Making Sense of Data Features

Spend any time at all in the machine learning space, and pretty soon you will encounter the term “feature”. It’s a term that may seem self-evident at first, but it very quickly descends into a level of murkiness that can leave most laypeople (and even many programmers) confused, especially when you hear examples of machine learning systems that involve millions or even billions of features.

If you take a look at a spreadsheet, you can think of a feature as being roughly analogous to a column of data, along with the metadata that describes that column. This means that each cell in that column (which corresponds to a given “record”) becomes one item in an array, not including any header labels for that column. The feature could have potentially thousands of values, but they are all values of the same type and semantics.

However, there are two additional requirements that act on features. The first is that any two features should be independent – that is to say, the values of one feature should in general not be directly dependent upon the same indexed values of another feature. In practice, however, identifying truly unique features can often prove to be far more complex than may be obvious on the surface, and the best that can be hoped for is that there is, at worst, only minimal correlation between two features.

The second aspect of feature values is that they need to be normalized – that is to say, they have to be converted into a value between zero and one inclusive. The reason for this is that such normalized values can be plugged into matrix calculations in a way that other forms of data can’t.
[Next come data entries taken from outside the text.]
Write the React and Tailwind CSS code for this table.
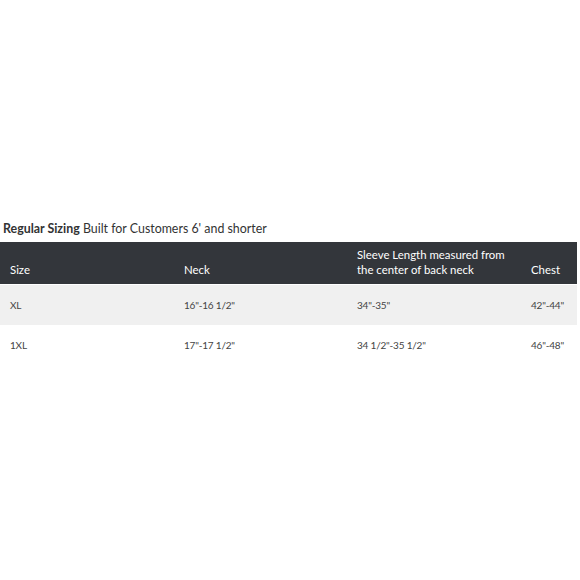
import React from 'react';

const rows = [
  { size: 'XL', neck: '16"-16 1/2"', sleeve: '34"-35"', chest: '42"-44"' },
  { size: '1XL', neck: '17"-17 1/2"', sleeve: '34 1/2"-35 1/2"', chest: '46"-48"' },
];

function App() {
  return (
    <div className="w-[580px] h-[580px] bg-white pt-[220px] font-['Lato',sans-serif] text-[#333]">
      <div className="pl-[3px] text-[12.4px] leading-[18px] text-[#333]">
        <span className="font-bold">Regular Sizing</span> Built for Customers 6' and shorter
      </div>

      <div className="mt-[4px] w-[577px]">
        <div className="grid grid-cols-[174px_173px_174px_1fr] bg-[#33363b] text-white text-[11.4px] leading-[15px] h-[42px] items-end pb-[7px]">
          <div className="pl-[10px]">Size</div>
          <div className="pl-[10px]">Neck</div>
          <div className="pl-[10px]">
            Sleeve Length measured from
            <br />
            the center of back neck
          </div>
          <div className="pl-[10px]">Chest</div>
        </div>

        {rows.map((row, i) => (
          <div
            key={i}
            className={
              'grid grid-cols-[174px_173px_174px_1fr] items-center text-[10px] tracking-[-0.2px] h-[40px] text-[#444] ' +
              (i % 2 === 0 ? 'bg-[#f0f0f0] mt-px' : 'bg-white')
            }
          >
            <div className="pl-[10px]">{row.size}</div>
            <div className="pl-[10px]">{row.neck}</div>
            <div className="pl-[10px]">{row.sleeve}</div>
            <div className="pl-[10px]">{row.chest}</div>
          </div>
        ))}
      </div>
    </div>
  );
}

export default App;
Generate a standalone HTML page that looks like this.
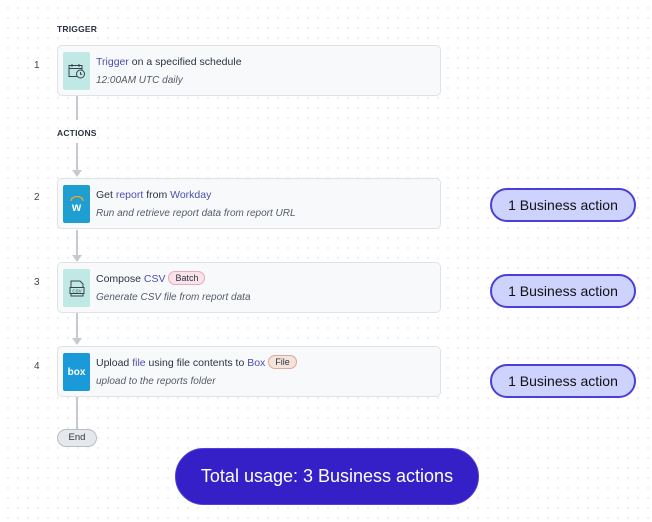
<!DOCTYPE html>
<html><head><meta charset="utf-8"><style>
*{margin:0;padding:0;box-sizing:border-box}
body{width:652px;height:522px;position:relative;overflow:hidden;background-color:#fff;background-image:radial-gradient(circle,#e8eaee 0.8px,transparent 1.1px);background-size:10px 10px;background-position:3px 3px;font-family:"Liberation Sans",sans-serif;color:#2b3340}
.lbl{position:absolute;left:57px;font-size:8.5px;font-weight:bold;letter-spacing:.2px;color:#2b3340}
.num{position:absolute;left:34px;font-size:10px;color:#444}
.card{position:absolute;left:57px;width:384px;height:51px;background:#f8f9fb;border:1px solid #dfe2e7;border-radius:5px}
.ic{position:absolute;left:5px;top:6px;width:27px;height:38px;border-radius:2px;display:flex;align-items:center;justify-content:center}
.t1{position:absolute;left:38px;top:10px;font-size:10.5px;color:#2b3340;white-space:nowrap}
.t2{position:absolute;left:38px;top:29px;font-size:10px;font-style:italic;color:#555c66;white-space:nowrap}
.b{color:#4a4fb0}
.tag{display:inline-block;font-size:9px;padding:1px 6px;border-radius:9px;margin-left:3px;vertical-align:1px}
.line{position:absolute;left:76px;width:1.5px;background:#c6cad0}
.arr{position:absolute;left:72px;width:0;height:0;border-left:5px solid transparent;border-right:5px solid transparent;border-top:7px solid #c6cad0}
.ba{position:absolute;left:490px;width:146px;height:34px;border:2px solid #4a3fd6;background:#cdd3fd;border-radius:17px;font-size:14px;color:#111;text-align:center;line-height:30px}
</style></head><body>
<div class="lbl" style="top:24px">TRIGGER</div>
<div class="num" style="top:60px">1</div>
<div class="card" style="top:45px"><div class="ic" style="background:#c0e9e6">
<svg width="18" height="16" viewBox="0 0 18 16" fill="none" stroke="#3a4150" stroke-width="1"><rect x="1" y="2.5" width="13" height="11"/><path d="M1 5.5h13M4 1v3M11 1v3"/><circle cx="12.5" cy="11" r="4" fill="#c0e9e6"/><path d="M12.5 9v2.2h1.6"/></svg></div>
<div class="t1"><span class="b">Trigger</span> on a specified schedule</div><div class="t2">12:00AM UTC daily</div></div>
<div class="line" style="top:96px;height:24px"></div>
<div class="lbl" style="top:128px">ACTIONS</div>
<div class="line" style="top:143px;height:28px"></div><div class="arr" style="top:170px"></div>
<div class="num" style="top:192px">2</div>
<div class="card" style="top:178px"><div class="ic" style="background:#1f9ed2;flex-direction:column">
<svg width="14" height="5" viewBox="0 0 14 5"><path d="M1 5A6 4.5 0 0 1 13 5" fill="none" stroke="#f5a623" stroke-width="1.3"/></svg>
<span style="color:#fff;font-size:12px;font-weight:bold;line-height:12px">w</span></div>
<div class="t1">Get <span class="b">report</span> from <span class="b">Workday</span></div><div class="t2">Run and retrieve report data from report URL</div></div>
<div class="line" style="top:230px;height:25px"></div><div class="arr" style="top:255px"></div>
<div class="num" style="top:277px">3</div>
<div class="card" style="top:262px"><div class="ic" style="background:#c0e9e6">
<svg width="16" height="17" viewBox="0 0 16 17" fill="none" stroke="#3a4150" stroke-width="1"><path d="M2 7V1h9l3 3v3M2 14v2h12v-2"/><rect x="1" y="7.5" width="14" height="6"/><text x="8" y="12.3" font-size="4.5" text-anchor="middle" fill="#3a4150" stroke="none" font-family="Liberation Sans">CSV</text></svg></div>
<div class="t1" style="top:8px">Compose <span class="b">CSV</span><span class="tag" style="background:#fbe3ea;border:1px solid #e8a9bd">Batch</span></div><div class="t2">Generate CSV file from report data</div></div>
<div class="line" style="top:313px;height:27px"></div><div class="arr" style="top:338px"></div>
<div class="num" style="top:361px">4</div>
<div class="card" style="top:346px"><div class="ic" style="background:#1a9ad8"><span style="color:#fff;font-size:10px;font-weight:bold">box</span></div>
<div class="t1" style="top:8px">Upload <span class="b">file</span> using file contents to <span class="b">Box</span><span class="tag" style="background:#f6e3dc;border:1px solid #d9ab98">File</span></div><div class="t2">upload to the reports folder</div></div>
<div class="line" style="top:397px;height:32px"></div>
<div style="position:absolute;left:57px;top:429px;width:40px;height:18px;background:#e5e8ec;border:1px solid #b8bdc4;border-radius:9px;font-size:9.5px;text-align:center;line-height:16px;color:#333">End</div>
<div class="ba" style="top:188px">1 Business action</div>
<div class="ba" style="top:274px">1 Business action</div>
<div class="ba" style="top:364px">1 Business action</div>
<div style="position:absolute;left:175px;top:448px;width:304px;height:57px;background:#3520c8;border:1.5px solid #4f3fdc;border-radius:29px;color:#fff;font-size:18px;text-align:center;line-height:54px">Total usage: 3 Business actions</div>
</body></html>
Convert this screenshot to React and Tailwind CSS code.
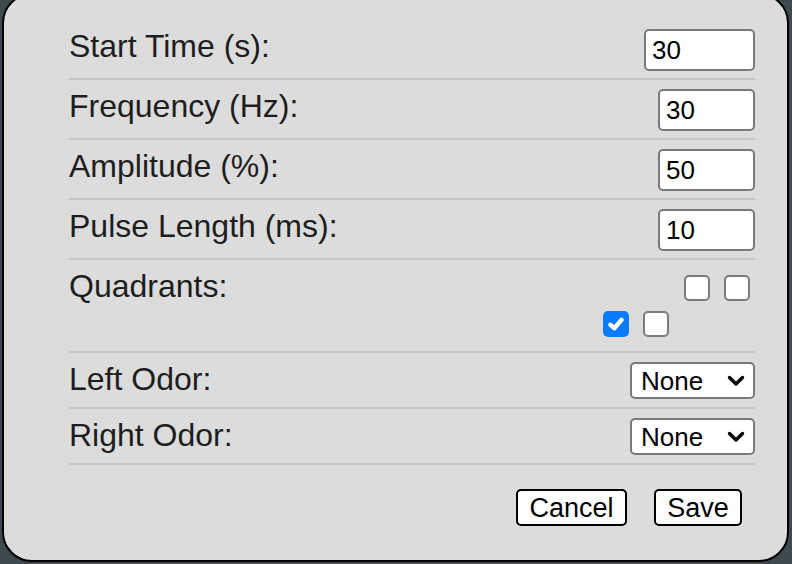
import React from "react";

const font = { fontFamily: '"Liberation Sans", Arial, sans-serif' };

function Row({ label, children, className = "" }) {
  return (
    <div className={"flex justify-between items-start border-b-2 border-[#c6c6c6] " + className}>
      <div className="text-[32px] leading-[36px] text-[#1e1e1e] mt-[-1px]">{label}</div>
      {children}
    </div>
  );
}

function NumInput({ value, w }) {
  return (
    <div className={"h-[42px] bg-white border-2 border-[#7a7a7a] rounded-[5px] text-[26px] leading-[38px] text-black pl-[6px] " + w}>
      {value}
    </div>
  );
}

function Box({ checked }) {
  if (checked) {
    return (
      <div className="w-[26px] h-[26px] rounded-[5px] bg-[#0b7bff] flex items-center justify-center">
        <svg width="18" height="18" viewBox="0 0 18 18">
          <path d="M3.4 9.8 L7.3 13.2 L14.6 4.8" fill="none" stroke="white" strokeWidth="4.4" strokeLinecap="round" strokeLinejoin="round" />
        </svg>
      </div>
    );
  }
  return <div className="w-[26px] h-[26px] rounded-[5px] bg-white border-2 border-[#7a7a7a]" />;
}

function Select() {
  return (
    <div className="w-[125px] h-[37px] bg-white border-2 border-[#7a7a7a] rounded-[5px] flex items-center justify-between pl-[9px] pr-[8px]">
      <span className="text-[26px] leading-[32px] text-black">None</span>
      <svg width="18" height="12" viewBox="0 0 18 12">
        <path d="M2.5 2.5 L9 9 L15.5 2.5" fill="none" stroke="black" strokeWidth="3.4" strokeLinecap="round" strokeLinejoin="round" />
      </svg>
    </div>
  );
}

export default function App() {
  return (
    <div className="w-[792px] h-[564px] bg-[#3e4a4d] overflow-hidden" style={font}>
      <div className="mt-[-7px] ml-[2px] w-[787px] h-[569px] bg-[#dcdcdc] border-2 border-black rounded-[30px] pt-[24px] pl-[65px] pr-[32px]">
        <Row label="Start Time (s):" className="pt-[10px] pb-[7px]">
          <NumInput value="30" w="w-[111px]" />
        </Row>
        <Row label="Frequency (Hz):" className="pt-[9px] pb-[7px]">
          <NumInput value="30" w="w-[97px]" />
        </Row>
        <Row label="Amplitude (%):" className="pt-[9px] pb-[7px]">
          <NumInput value="50" w="w-[97px]" />
        </Row>
        <Row label="Pulse Length (ms):" className="pt-[9px] pb-[7px]">
          <NumInput value="10" w="w-[97px]" />
        </Row>
        <div className="flex justify-between items-start border-b-2 border-[#c6c6c6] pt-[9px] pb-[14px]">
          <div className="text-[32px] leading-[36px] text-[#1e1e1e] mt-[-1px]">Quadrants:</div>
          <div className="flex flex-col items-end gap-[10px] pt-[6px]">
            <div className="flex gap-[14px] pr-[5px]">
              <Box />
              <Box />
            </div>
            <div className="flex gap-[14px] pr-[86px]">
              <Box checked />
              <Box />
            </div>
          </div>
        </div>
        <Row label="Left Odor:" className="pt-[9px] pb-[8px]">
          <Select />
        </Row>
        <Row label="Right Odor:" className="pt-[9px] pb-[8px]">
          <Select />
        </Row>
        <div className="flex justify-end gap-[27px] pt-[24px] pr-[13px]">
          <button className="h-[37px] w-[111px] bg-white border-2 border-black rounded-[5px] text-[27px] leading-[32px] text-black">Cancel</button>
          <button className="h-[37px] w-[88px] bg-white border-2 border-black rounded-[5px] text-[27px] leading-[32px] text-black">Save</button>
        </div>
      </div>
    </div>
  );
}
For straight numeric data, this is usually is sample as finding the minimum and maximum values of a feature, then interpolating to find where a specific value is within that set. For ordered ranges (such as the degree to which you liked or disliked a movie, on a scale of 1 to 5), the same kind of interpolation can be done. As an example, if you liked the movie but didn’t love it (4 out of 5), this would be interpolated as (5-4)/(5-1) = 3/4 = 0.75, and the feature for (Loved the Movie) when asked of 10 people might then look like:

Other types of data present more problematic conversions. For instance, enumerated sets can be converted in a similar fashion, but if there’s no intrinsic ordering, assigning a numeric value doesn’t make as much sense. This is why enumerated features are often decomposed into multiple like/dislike type questions. For instance, rather than trying to describe the genre of a movie, a feature-set might be modeled as multiple range questions:

• On a scale of 1 to 5, was the movie more serious or funny?
• On a scale of 1 to 5, was the movie more realistic or more fantastic?
• On a scale of 1 to 5, was the movie more romantic or more action oriented?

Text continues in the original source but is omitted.